■ **Requirements**:
Write out the entries below exactly, starting at the first line and stopping after the line that contains "h-[109px] text-center text-[33.5px]"; skip all pictures.

■ **Provided entries**:

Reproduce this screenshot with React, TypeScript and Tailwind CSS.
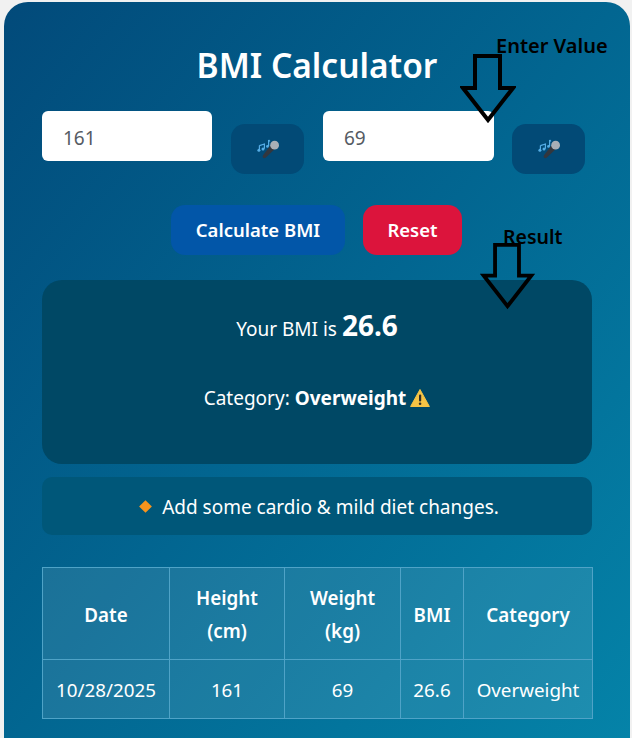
const font = "[font-family:'Noto_Sans','Open_Sans',sans-serif]";

function Mic() {
  return (
    <svg width="24" height="20" viewBox="0 0 24 20" aria-hidden="true">
      <path d="M3.4 6.6 L8.4 5 V9.8 M3.4 6.6 V11" stroke="#55ade6" strokeWidth="1.2" fill="none" />
      <circle cx="2.9" cy="11.2" r="1.5" fill="#55ade6" />
      <circle cx="7" cy="10" r="1.5" fill="#55ade6" />
      <path d="M12.6 1 V7 M12.6 1 L14 2.4" stroke="#55ade6" strokeWidth="1.2" fill="none" />
      <circle cx="11.5" cy="7.4" r="1.4" fill="#55ade6" />
      <path d="M14.4 6.4 L18.6 10.2 L9.6 18.8 Q8.2 19.8 7 18.6 Q6 17.4 7.2 16 Z" fill="#33373e" />
      <circle cx="18.6" cy="6.2" r="4.4" fill="#a9afb6" />
    </svg>
  );
}

function Warning() {
  return (
    <svg width="20" height="20" viewBox="0 0 20 20" aria-hidden="true">
      <path d="M10 1.5 L19.4 18.5 H0.6 Z" fill="#f6c445" stroke="#f6c445" strokeWidth="1" strokeLinejoin="round" />
      <rect x="9" y="6.5" width="2.2" height="7" rx="1" fill="#33302a" />
      <circle cx="10.1" cy="15.7" r="1.3" fill="#33302a" />
    </svg>
  );
}

function Arrow({ className }: { className: string }) {
  return (
    <svg className={className} viewBox="0 0 56 70" fill="none" aria-hidden="true">
      <path d="M15 2 H40 V34 H53 L28 66 L3 34 H15 Z" stroke="#000" strokeWidth="4" strokeLinejoin="miter" />
    </svg>
  );
}

const th = "border border-[#4fa3c7] font-semibold text-[18.8px] leading-[33px] text-center px-2 pt-[3px]";
const td = "border border-[#4fa3c7] font-normal text-[18.8px] text-center px-0 pt-[2px] h-[59px]";

export default function App() {
  return (
    <div className={`relative min-h-[738px] bg-[#f1f1f1] pt-[2px] pl-[4px] overflow-hidden ${font}`}>
      <div className="w-[626px] h-[760px] rounded-[24px] bg-gradient-to-br from-[#024a7a] to-[#0584a9] px-[38px] text-white">
        <h1 className="pt-[37px] h-[109px] text-center text-[33.5px] leading-[52px] font-semibold">BMI Calculator</h1>

        <div className="flex items-start gap-[19px]">
          <input
            readOnly
            value="161"
            className="w-[170px] h-[50px] rounded-[6px] bg-white px-[21px] pt-[4px] text-[19px] text-[#555b63] outline-none"
          />
          <button className="mt-[13px] w-[73px] h-[50px] rounded-[14px] bg-[#024a76] flex items-center justify-center">
            <Mic />
          </button>
          <input
            readOnly
            value="69"
            className="w-[171px] h-[50px] rounded-[6px] bg-white px-[21px] pt-[4px] text-[19px] text-[#555b63] outline-none"
          />
          <button className="-ml-px mt-[13px] w-[73px] h-[50px] rounded-[14px] bg-[#024a76] flex items-center justify-center">
            <Mic />
          </button>
        </div>

        <div className="mt-[31px] flex pl-[129px] gap-[18px]">
          <button className="w-[174px] h-[50px] rounded-[14px] bg-[#0256a8] text-[18.5px] font-semibold">Calculate BMI</button>
          <button className="w-[99px] h-[50px] rounded-[14px] bg-[#dc143c] text-[18.5px] font-semibold">Reset</button>
        </div>

        <div className="mt-[25px] h-[184px] rounded-[20px] bg-[#004865] flex flex-col items-center">
          <p className="mt-[25px] h-[40px] text-[19px] leading-[40px]">
            Your BMI is <strong className="text-[28px] font-bold">26.6</strong>
          </p>
          <p className="mt-[38px] text-[19px] leading-[30px] flex items-center gap-[4px]">
            <span>
              Category: <strong className="font-bold">Overweight</strong>
            </span>
            <Warning />
          </p>
        </div>

        <div className="mt-[13px] h-[58px] rounded-[10px] bg-[#005779] pl-[6px] flex items-center justify-center gap-[12px] text-[19px]">
          <span className="w-[9px] h-[9px] rotate-45 bg-[#f7941d]" />
          <span className="translate-y-[1px]">Add some cardio &amp; mild diet changes.</span>
        </div>

        <table className="mt-[32px] w-[550px] table-fixed border-collapse bg-white/10">
          <thead>
            <tr className="h-[92px]">
              <th className={`${th} w-[127px]`}>Date</th>
              <th className={`${th} w-[115px]`}>Height (cm)</th>
              <th className={`${th} w-[116px]`}>Weight (kg)</th>
              <th className={`${th} w-[63px]`}>BMI</th>
              <th className={`${th} w-[129px]`}>Category</th>
            </tr>
          </thead>
          <tbody>
            <tr>
              <td className={td}>10/28/2025</td>
              <td className={td}>161</td>
              <td className={td}>69</td>
              <td className={td}>26.6</td>
              <td className={td}>Overweight</td>
            </tr>
          </tbody>
        </table>
      </div>

      <span className="absolute left-[496px] top-[32px] text-[20px] leading-[28px] font-semibold text-black">Enter Value</span>
      <Arrow className="absolute left-[460px] top-[54px] w-[56px] h-[70px]" />
      <span className="absolute left-[503px] top-[223px] text-[19.5px] leading-[28px] font-semibold text-black">Result</span>
      <Arrow className="absolute left-[480px] top-[243px] w-[55px] h-[67px]" />
    </div>
  );
}
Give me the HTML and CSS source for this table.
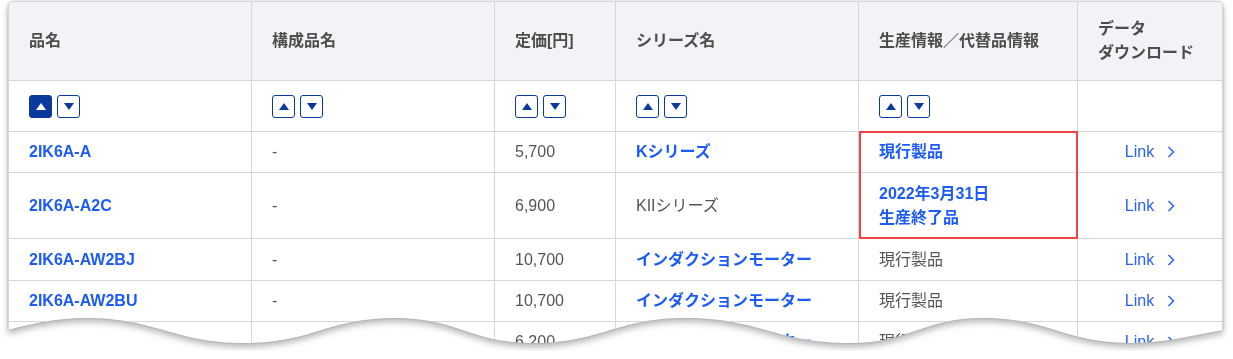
FILE: index.html
```html
<!DOCTYPE html>
<html lang="ja">
<head>
<meta charset="utf-8">
<title>製品一覧</title>
<link rel="stylesheet" href="styles.css">
</head>
<body>
<div class="page">
  <div class="paper">
    <div class="sheet">
      <table class="spec">
        <colgroup>
          <col class="c-name">
          <col class="c-part">
          <col class="c-price">
          <col class="c-series">
          <col class="c-status">
          <col class="c-dl">
        </colgroup>
        <thead>
          <tr class="head">
            <th>品名</th>
            <th>構成品名</th>
            <th>定価[円]</th>
            <th>シリーズ名</th>
            <th>生産情報／代替品情報</th>
            <th>データ<br>ダウンロード</th>
          </tr>
          <tr class="sort">
            <td><span class="sort-btns"><button class="sort-btn is-active" aria-label="昇順"><svg viewBox="0 0 10 7" width="10" height="7"><polygon points="5,0 10,7 0,7"/></svg></button><button class="sort-btn" aria-label="降順"><svg viewBox="0 0 10 7" width="10" height="7"><polygon points="0,0 10,0 5,7"/></svg></button></span></td>
            <td><span class="sort-btns"><button class="sort-btn" aria-label="昇順"><svg viewBox="0 0 10 7" width="10" height="7"><polygon points="5,0 10,7 0,7"/></svg></button><button class="sort-btn" aria-label="降順"><svg viewBox="0 0 10 7" width="10" height="7"><polygon points="0,0 10,0 5,7"/></svg></button></span></td>
            <td><span class="sort-btns"><button class="sort-btn" aria-label="昇順"><svg viewBox="0 0 10 7" width="10" height="7"><polygon points="5,0 10,7 0,7"/></svg></button><button class="sort-btn" aria-label="降順"><svg viewBox="0 0 10 7" width="10" height="7"><polygon points="0,0 10,0 5,7"/></svg></button></span></td>
            <td><span class="sort-btns"><button class="sort-btn" aria-label="昇順"><svg viewBox="0 0 10 7" width="10" height="7"><polygon points="5,0 10,7 0,7"/></svg></button><button class="sort-btn" aria-label="降順"><svg viewBox="0 0 10 7" width="10" height="7"><polygon points="0,0 10,0 5,7"/></svg></button></span></td>
            <td><span class="sort-btns"><button class="sort-btn" aria-label="昇順"><svg viewBox="0 0 10 7" width="10" height="7"><polygon points="5,0 10,7 0,7"/></svg></button><button class="sort-btn" aria-label="降順"><svg viewBox="0 0 10 7" width="10" height="7"><polygon points="0,0 10,0 5,7"/></svg></button></span></td>
            <td></td>
          </tr>
        </thead>
        <tbody>
          <tr class="r-41">
            <td><a class="lk-bold" href="#">2IK6A-A</a></td>
            <td>-</td>
            <td>5,700</td>
            <td><a class="lk-bold" href="#">Kシリーズ</a></td>
            <td><a class="lk-bold" href="#">現行製品</a></td>
            <td class="dl"><a class="lk" href="#">Link<svg class="chev" viewBox="0 0 8 12" width="8" height="12"><polyline points="1.5,1 6.5,6 1.5,11"/></svg></a></td>
          </tr>
          <tr class="r-66">
            <td><a class="lk-bold" href="#">2IK6A-A2C</a></td>
            <td>-</td>
            <td>6,900</td>
            <td>KIIシリーズ</td>
            <td><a class="lk-bold" href="#">2022年3月31日<br>生産終了品</a></td>
            <td class="dl"><a class="lk" href="#">Link<svg class="chev" viewBox="0 0 8 12" width="8" height="12"><polyline points="1.5,1 6.5,6 1.5,11"/></svg></a></td>
          </tr>
          <tr class="r-42">
            <td><a class="lk-bold" href="#">2IK6A-AW2BJ</a></td>
            <td>-</td>
            <td>10,700</td>
            <td><a class="lk-bold" href="#">インダクションモーター</a></td>
            <td>現行製品</td>
            <td class="dl"><a class="lk" href="#">Link<svg class="chev" viewBox="0 0 8 12" width="8" height="12"><polyline points="1.5,1 6.5,6 1.5,11"/></svg></a></td>
          </tr>
          <tr class="r-41">
            <td><a class="lk-bold" href="#">2IK6A-AW2BU</a></td>
            <td>-</td>
            <td>10,700</td>
            <td><a class="lk-bold" href="#">インダクションモーター</a></td>
            <td>現行製品</td>
            <td class="dl"><a class="lk" href="#">Link<svg class="chev" viewBox="0 0 8 12" width="8" height="12"><polyline points="1.5,1 6.5,6 1.5,11"/></svg></a></td>
          </tr>
          <tr class="r-41">
            <td><a class="lk-bold" href="#">2IK6A-AW2BE</a></td>
            <td>-</td>
            <td>6,200</td>
            <td><a class="lk-bold" href="#">インダクションモーター</a></td>
            <td>現行製品</td>
            <td class="dl"><a class="lk" href="#">Link<svg class="chev" viewBox="0 0 8 12" width="8" height="12"><polyline points="1.5,1 6.5,6 1.5,11"/></svg></a></td>
          </tr>
        </tbody>
      </table>
      <div class="highlight"></div>
    </div>
  </div>
</div>
</body>
</html>
```

FILE: styles.css
```css
html, body {
  margin: 0;
  padding: 0;
  background: #ffffff;
}

body {
  font-family: "Liberation Sans", "Noto Sans CJK JP", sans-serif;
  font-size: 16px;
  color: #555555;
}

.page {
  padding: 1px 0 0 8px;
}

.paper {
  width: 1215px;
  filter: drop-shadow(0 0 1px rgba(0, 0, 0, 0.18)) drop-shadow(0 4px 3px rgba(0, 0, 0, 0.28));
}

.sheet {
  position: relative;
  box-sizing: border-box;
  width: 1215px;
  height: 350px;
  border: 1px solid #d3d6dc;
  border-bottom: none;
  border-radius: 5px 5px 0 0;
  overflow: hidden;
  background: #ffffff;
  clip-path: path("M0 0 H1215 V329 C1190 333 1160 342 1122 342 C1056 342 1041 317 975 317 C915 317 902 342 842 342 C768 342 751 317 677 317 C609 317 593 342 525 342 C463 342 449 317 387 317 C319 317 305 342 237 342 C165 342 149 317 77 317 C50 317 25 322 0 329 Z");
}

.spec {
  width: 1213px;
  table-layout: fixed;
  border-collapse: separate;
  border-spacing: 0;
}

.c-name { width: 243px; }
.c-part { width: 243px; }
.c-price { width: 121px; }
.c-series { width: 243px; }
.c-status { width: 219px; }
.c-dl { width: 144px; }

.spec th,
.spec td {
  box-sizing: border-box;
  padding: 0 10px 0 20px;
  border-right: 1px solid #d3d6dc;
  border-bottom: 1px solid #d3d6dc;
  text-align: left;
  vertical-align: middle;
  line-height: 24px;
  white-space: nowrap;
}

.spec th:last-child,
.spec td:last-child {
  border-right: none;
}

.head {
  height: 79px;
}

.head th {
  background: #f2f3f7;
  color: #4d4d4d;
  font-weight: bold;
}

.sort {
  height: 51px;
}

.r-41 { height: 41px; }
.r-42 { height: 42px; }
.r-66 { height: 66px; }

.sort-btns {
  display: flex;
  gap: 5px;
}

.sort-btn {
  box-sizing: border-box;
  width: 23px;
  height: 23px;
  padding: 0;
  margin: 0;
  border: 1px solid #0b3a9c;
  border-radius: 3px;
  background: #ffffff;
  display: flex;
  align-items: center;
  justify-content: center;
  fill: #0b3a9c;
}

.sort-btn.is-active {
  background: #0b3a9c;
  fill: #ffffff;
}

.lk-bold {
  color: #1d5bf6;
  font-weight: bold;
  text-decoration: none;
}

.lk {
  color: #2a62f5;
  text-decoration: none;
  display: inline-flex;
  align-items: center;
}

.spec td.dl {
  text-align: center;
  padding: 0;
}

.chev {
  margin-left: 13px;
  fill: none;
  stroke: #2a62f5;
  stroke-width: 1.5;
}

.highlight {
  position: absolute;
  left: 850px;
  top: 129px;
  width: 219px;
  height: 108px;
  box-sizing: border-box;
  border: 2px solid #f04444;
  pointer-events: none;
}
```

■ **Worked solution**:
Reproduce this screenshot with React, TypeScript and Tailwind CSS.
const font = "[font-family:'Noto_Sans','Open_Sans',sans-serif]";

function Mic() {
  return (
    <svg width="24" height="20" viewBox="0 0 24 20" aria-hidden="true">
      <path d="M3.4 6.6 L8.4 5 V9.8 M3.4 6.6 V11" stroke="#55ade6" strokeWidth="1.2" fill="none" />
      <circle cx="2.9" cy="11.2" r="1.5" fill="#55ade6" />
      <circle cx="7" cy="10" r="1.5" fill="#55ade6" />
      <path d="M12.6 1 V7 M12.6 1 L14 2.4" stroke="#55ade6" strokeWidth="1.2" fill="none" />
      <circle cx="11.5" cy="7.4" r="1.4" fill="#55ade6" />
      <path d="M14.4 6.4 L18.6 10.2 L9.6 18.8 Q8.2 19.8 7 18.6 Q6 17.4 7.2 16 Z" fill="#33373e" />
      <circle cx="18.6" cy="6.2" r="4.4" fill="#a9afb6" />
    </svg>
  );
}

function Warning() {
  return (
    <svg width="20" height="20" viewBox="0 0 20 20" aria-hidden="true">
      <path d="M10 1.5 L19.4 18.5 H0.6 Z" fill="#f6c445" stroke="#f6c445" strokeWidth="1" strokeLinejoin="round" />
      <rect x="9" y="6.5" width="2.2" height="7" rx="1" fill="#33302a" />
      <circle cx="10.1" cy="15.7" r="1.3" fill="#33302a" />
    </svg>
  );
}

function Arrow({ className }: { className: string }) {
  return (
    <svg className={className} viewBox="0 0 56 70" fill="none" aria-hidden="true">
      <path d="M15 2 H40 V34 H53 L28 66 L3 34 H15 Z" stroke="#000" strokeWidth="4" strokeLinejoin="miter" />
    </svg>
  );
}

const th = "border border-[#4fa3c7] font-semibold text-[18.8px] leading-[33px] text-center px-2 pt-[3px]";
const td = "border border-[#4fa3c7] font-normal text-[18.8px] text-center px-0 pt-[2px] h-[59px]";

export default function App() {
  return (
    <div className={`relative min-h-[738px] bg-[#f1f1f1] pt-[2px] pl-[4px] overflow-hidden ${font}`}>
      <div className="w-[626px] h-[760px] rounded-[24px] bg-gradient-to-br from-[#024a7a] to-[#0584a9] px-[38px] text-white">
        <h1 className="pt-[37px] h-[109px] text-center text-[33.5px] leading-[52px] font-semibold">BMI Calculator</h1>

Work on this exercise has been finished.